Russia – Putin regime’s actions ‘made rise of antisemitism inevitable,’ Russian scholar argues

Screenshot from music video "No Entry" by the band Leningrad. Image: Leningrad/YouTube

Nearly eighteen months into Russia’s invasion of Ukraine, there is a “palpable presence of antisemitic overtones” across the country’s political life that builds upon the “fertile ground” of  historic “Soviet antisemitic and anti-Western campaigns,” according to a new assessment by a scholar of Russian Jewish history.

In an extensive article published earlier this month by Germany’s Frankfurter Allgemeine Zeitung, Ksenia Krimer, a Russian citizen who is now a fellow at the Leibniz Center for Contemporary History in Potsdam, a research institute partially funded by the German government, traced the upsurge in antisemitic tropes inside Russia as President Vladimir Putin’s regime arrived on the cusp of open conflict with western nations as a result of the invasion.

Krimer, who obtained her PhD from the Central European University (CEU), argued that Putin’s “philosemitism”, his past expressions of support for both Israel and the Jewish community, was now an irrelevant consideration.

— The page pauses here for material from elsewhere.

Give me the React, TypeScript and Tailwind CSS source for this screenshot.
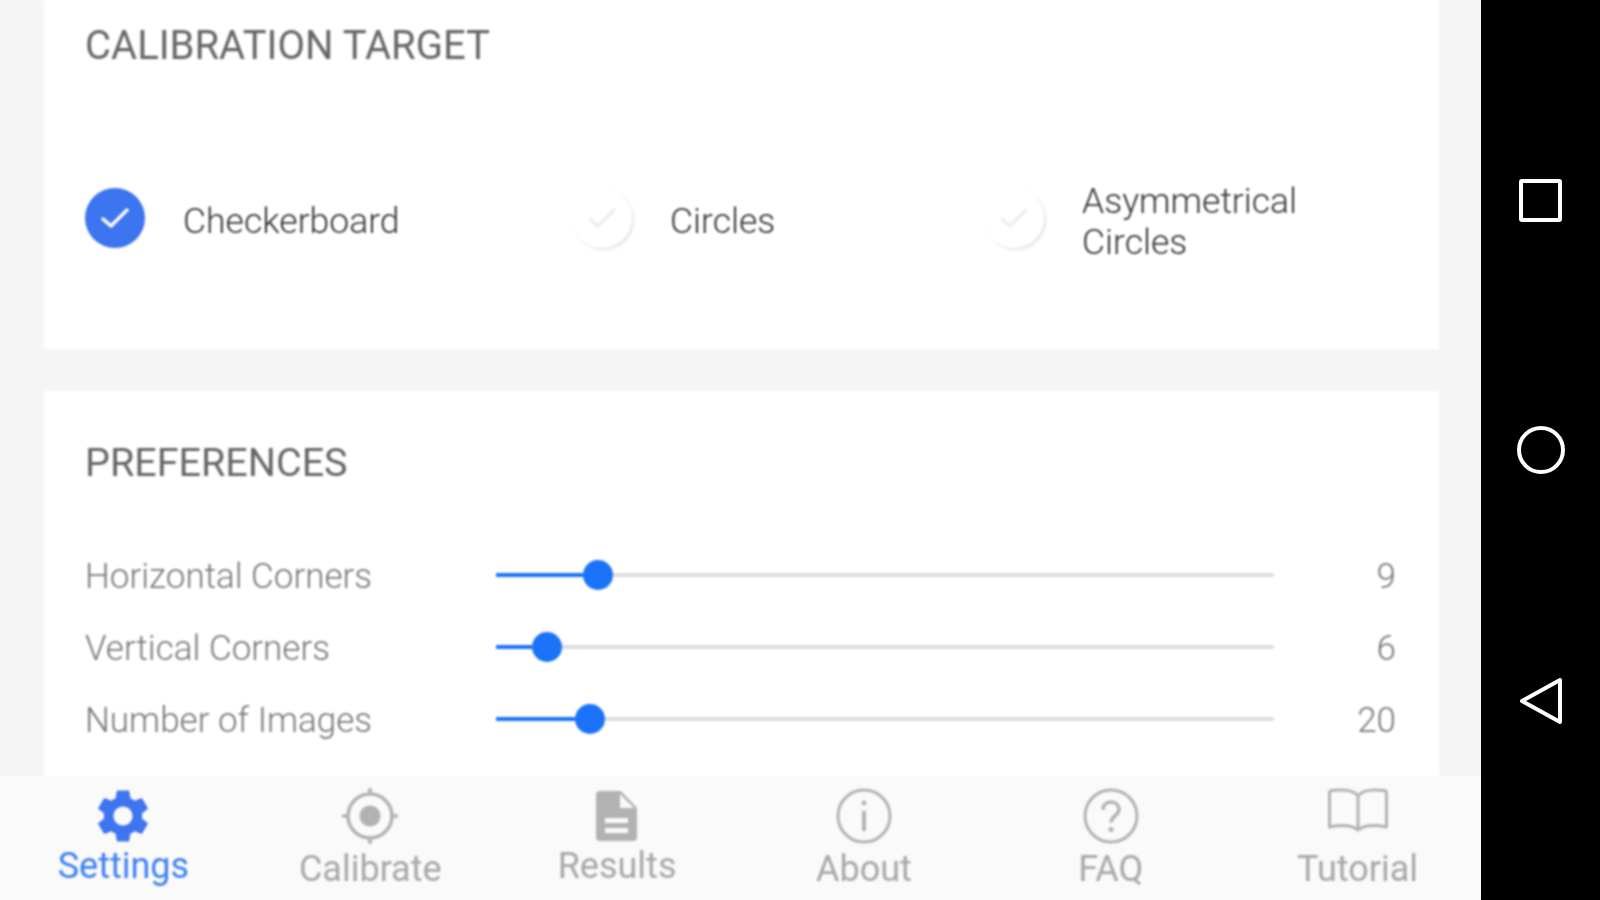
import React from "react";

const font = { fontFamily: 'Roboto, "Noto Sans", sans-serif' };

function Radio({ checked }: { checked?: boolean }) {
  return (
    <div
      className={
        checked
          ? "flex h-[60px] w-[60px] shrink-0 items-center justify-center rounded-full bg-[#3d74f0]"
          : "flex h-[60px] w-[60px] shrink-0 items-center justify-center rounded-full bg-white shadow-[2px_2px_3px_rgba(0,0,0,0.10)]"
      }
    >
      <svg width="30" height="24" viewBox="0 0 30 24" fill="none">
        <path
          d="M3 13 L11 20 L27 4"
          stroke={checked ? "#ffffff" : "#eeeeee"}
          strokeWidth="3.5"
          strokeLinecap="round"
          strokeLinejoin="round"
        />
      </svg>
    </div>
  );
}

function SliderRow({ label, fill, value }: { label: string; fill: string; value: string }) {
  return (
    <div className="flex h-[72px] items-center">
      <div className="w-[411px] pt-[3px] text-[35px] font-light leading-[42px] text-[#777777]">{label}</div>
      <div className="mb-[1px] flex w-[778px] items-center">
        <div className={"h-[4px] bg-[#1a73f8] " + fill} />
        <div className="h-[30px] w-[30px] shrink-0 rounded-full bg-[#1a73f8]" />
        <div className="h-[4px] flex-1 bg-[#dddddd]" />
      </div>
      <div className="flex-1 pt-[3px] text-right text-[35px] font-light leading-[42px] text-[#777777]">{value}</div>
    </div>
  );
}

const GEAR =
  "M19.14 12.94c.04-.3.06-.61.06-.94 0-.32-.02-.64-.07-.94l2.03-1.58a.49.49 0 0 0 .12-.61l-1.92-3.32a.488.488 0 0 0-.59-.22l-2.39.96c-.5-.38-1.03-.7-1.62-.94l-.36-2.54a.484.484 0 0 0-.48-.41h-3.84c-.24 0-.43.17-.47.41l-.36 2.54c-.59.24-1.13.57-1.62.94l-2.39-.96c-.22-.08-.47 0-.59.22L2.74 8.87c-.12.21-.08.47.12.61l2.03 1.58c-.05.3-.09.63-.09.94s.02.64.07.94l-2.03 1.58a.49.49 0 0 0-.12.61l1.92 3.32c.12.22.37.29.59.22l2.39-.96c.5.38 1.03.7 1.62.94l.36 2.54c.05.24.24.41.48.41h3.84c.24 0 .44-.17.47-.41l.36-2.54c.59-.24 1.13-.56 1.62-.94l2.39.96c.22.08.47 0 .59-.22l1.92-3.32c.12-.22.07-.47-.12-.61l-2.01-1.58zM12 15.6c-1.98 0-3.6-1.62-3.6-3.6s1.62-3.6 3.6-3.6 3.6 1.62 3.6 3.6-1.62 3.6-3.6 3.6z";

const G = "#b2b2b2";

const icons: Record<string, React.ReactNode> = {
  Settings: (
    <svg width="52" height="52" viewBox="2.4 2.2 19.2 19.6">
      <path d={GEAR} fill="#3d74f0" />
    </svg>
  ),
  Calibrate: (
    <svg width="56" height="56" viewBox="0 0 56 56" fill="none">
      <circle cx="28" cy="28" r="22" stroke={G} strokeWidth="3.5" />
      <circle cx="28" cy="28" r="10.5" fill={G} />
      <path d="M28 0v6M28 50v6M0 28h6M50 28h6" stroke={G} strokeWidth="3.5" />
    </svg>
  ),
  Results: (
    <svg width="42" height="52" viewBox="0 0 42 52" fill="none">
      <path
        d="M4 1h21l16 17v29a4 4 0 0 1-4 4H4a4 4 0 0 1-4-4V5a4 4 0 0 1 4-4z"
        fill={G}
      />
      <path d="M24 4v14h14z" fill="#fafafa" />
      <path d="M9 28h23v5H9zM9 38h23v5H9z" fill="#fafafa" />
    </svg>
  ),
  About: (
    <svg width="56" height="56" viewBox="0 0 56 56" fill="none">
      <circle cx="28" cy="28" r="26" stroke={G} strokeWidth="3" />
      <circle cx="28" cy="15" r="2.4" fill={G} />
      <path d="M28 23v20" stroke={G} strokeWidth="4" />
    </svg>
  ),
  FAQ: (
    <svg width="56" height="56" viewBox="0 0 56 56" fill="none">
      <circle cx="28" cy="28" r="26" stroke={G} strokeWidth="3" />
      <path
        d="M20 22c0-5 3.5-8 8-8s8 3 8 7.500c0 6-8 6.500-8 13"
        stroke={G}
        strokeWidth="3.500"
      />
      <circle cx="28" cy="41.500" r="2.500" fill={G} />
    </svg>
  ),
  Tutorial: (
    <svg width="60" height="56" viewBox="0 0 60 56" fill="none">
      <path
        d="M30 8C26 2 14 1.500 4 2.500C2.500 2.600 1.500 3.500 1.500 5V39C12 37 24 37 30 42C36 37 48 37 58.500 39V5C58.500 3.500 57.500 2.600 56 2.500C46 1.500 34 2 30 8ZM30 8V42"
        stroke={G}
        strokeWidth="3"
        strokeLinejoin="round"
      />
    </svg>
  ),
};

function Tab({ label, lift, active }: { label: string; lift?: boolean; active?: boolean }) {
  return (
    <div className="flex flex-col items-center pt-[12px]">
      <div className="flex h-[56px] items-center justify-center">{icons[label]}</div>
      <div
        className={
          "text-[36px] leading-[40px] " +
          (lift ? "mt-[2px] " : "mt-[5px] ") +
          (active ? "text-[#3d80f5]" : "text-[#a8a8a8]")
        }
      >
        {label}
      </div>
    </div>
  );
}

export default function App() {
  return (
    <div className="flex h-[900px] w-[1600px] overflow-hidden bg-black" style={font}>
      <div className="w-[1481px] overflow-hidden bg-[#f8f8f8]">
        <div className="flex h-[900px] flex-col bg-[#f5f5f5] blur-[1px]">
          <div className="h-[776px] overflow-hidden pl-[44px] pr-[42px]">
            <section className="h-[349px] bg-white pl-[41px] pt-[25px]">
              <h2 className="text-[40px] font-normal leading-[42px] text-[#666666]">CALIBRATION TARGET</h2>
              <div className="mt-[110px] flex h-[82px] items-center text-[35.5px] font-light leading-[41px] text-[#333333]">
                <div className="flex w-[487px] items-center gap-[38px]">
                  <Radio checked />
                  <span className="pt-[6px]">Checkerboard</span>
                </div>
                <div className="flex w-[412px] items-center gap-[38px]">
                  <Radio />
                  <span className="pt-[6px]">Circles</span>
                </div>
                <div className="flex items-center gap-[38px]">
                  <Radio />
                  <span className="pt-[7px]">
                    Asymmetrical
                    <br />
                    Circles
                  </span>
                </div>
              </div>
            </section>
            <section className="mt-[42px] h-[400px] bg-white pl-[41px] pr-[43px] pt-[51px]">
              <h2 className="text-[39.5px] font-normal leading-[42px] text-[#666666]">PREFERENCES</h2>
              <div className="mt-[55px]">
                <SliderRow label="Horizontal Corners" fill="w-[87px]" value="9" />
                <SliderRow label="Vertical Corners" fill="w-[36px]" value="6" />
                <SliderRow label="Number of Images" fill="w-[79px]" value="20" />
              </div>
            </section>
          </div>
          <nav className="grid h-[124px] grid-cols-6 bg-[#fafafa]">
            <Tab label="Settings" lift active />
            <Tab label="Calibrate" />
            <Tab label="Results" lift />
            <Tab label="About" />
            <Tab label="FAQ" />
            <Tab label="Tutorial" />
          </nav>
        </div>
      </div>
      <aside className="flex flex-1 flex-col items-center justify-between pb-[175px] pt-[179px] blur-[0.7px]">
        <div className="h-[43px] w-[43px] rounded-[3px] border-[4px] border-white" />
        <div className="h-[48px] w-[48px] rounded-full border-[4px] border-white" />
        <svg width="44" height="48" viewBox="0 0 44 48" fill="none">
          <path d="M3 24 L41 3 V45 Z" stroke="#ffffff" strokeWidth="4" strokeLinejoin="round" />
        </svg>
      </aside>
    </div>
  );
}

In 2022, nearly 33,000 Russian Jews emigrated to Israel, a 400 percent increase on the previous year, according to the Israeli authorities.

“In 2023, it is no longer a question of whether Putin himself harbors antisemitic prejudices or not,” Krimer wrote. “The very logic of his regime and the forces it unleashed nationally and globally made the rise of antisemitism inevitable.”

There is now a “palpable presence of antisemitic overtones in political rhetoric, repressions, and everyday interactions,” Krimer added.

Among several examples she cited was a soldier’s manual published in 2022 with the approval of the Russian Ministry of Defense. Justifying Russia’s invasion of Ukraine to those tasked with carrying it out, the manual claimed that “all power [in Ukraine] is concentrated in the hands of citizens of Israel, the United States and the United Kingdom. They orchestrated the genocide of the native inhabitants…Today, all of us, Russian Orthodox and Muslims, Buddhists and shamanists, are fighting against Ukrainian nationalism and the global Satanism that supports it.”

Krimer observed that the justification provided in the manual reflected a 2019 article by Sergei Glaziev, Putin’s former economic advisor, who stated that US support for the democratic government of Ukrainian President Volodymyr Zelensky, who is proudly Jewish, was a sign that the US Administration was “working in cahoots with far-right forces in Israel to implement a mass transfer of Israeli Jews” to Ukraine. According to Glaziev’s conspiracy theory, many Israelis, weary of the conflicts in the Middle East, are eager to be resettled “in the south-east of Ukraine, in territories which, according to Glaziev, have been ‘cleansed’ of ethnic Russians by the Kyiv government.”

Krimer also discussed the case of Evgenia Berkovich, a prominent Russian Jewish poet and theater director, and her colleague, the playwright Svetlana Petriychuk. Both women were arrested on May 4 and then imprisoned on charges of “justifying terrorism” with their new play, “Finist, the Brave Falcon”, which tells the stories of Russian women who decided to marry radical Islamists and move to Syria, and is based on real events. Supporters of Berkovich believe that the decision to arrest her was heavily influenced by her activism opposing Russia’s invasion of Ukraine.

One of the expert witnesses for the prosecution, Roman Silantiev, the inventor of a pseudo-science known as “destructology”, which purports to examine the social influence of cults, openly invoked the defendants Jewish origins. “This is not the first time I have seen this: Jews actively supporting the Wahhabis (ultraconservative Islamists),” Silantiev said in an interview.

Putin’s regime has also been trying to present “Russophobia” as a prejudice akin to antisemitism, Krimer said. She cited the lyrics of “We Don’t Let Them In,” a song by the popular pro-Kremlin rock band Leningrad, which states: “The Russian is the new ‘yid’/You would like to burn us all in the ovens.”

“In the video that accompanies the song, the dancers are dressed in Russian folk shirts with huge Stars of David sewn on them,” Krimer wrote.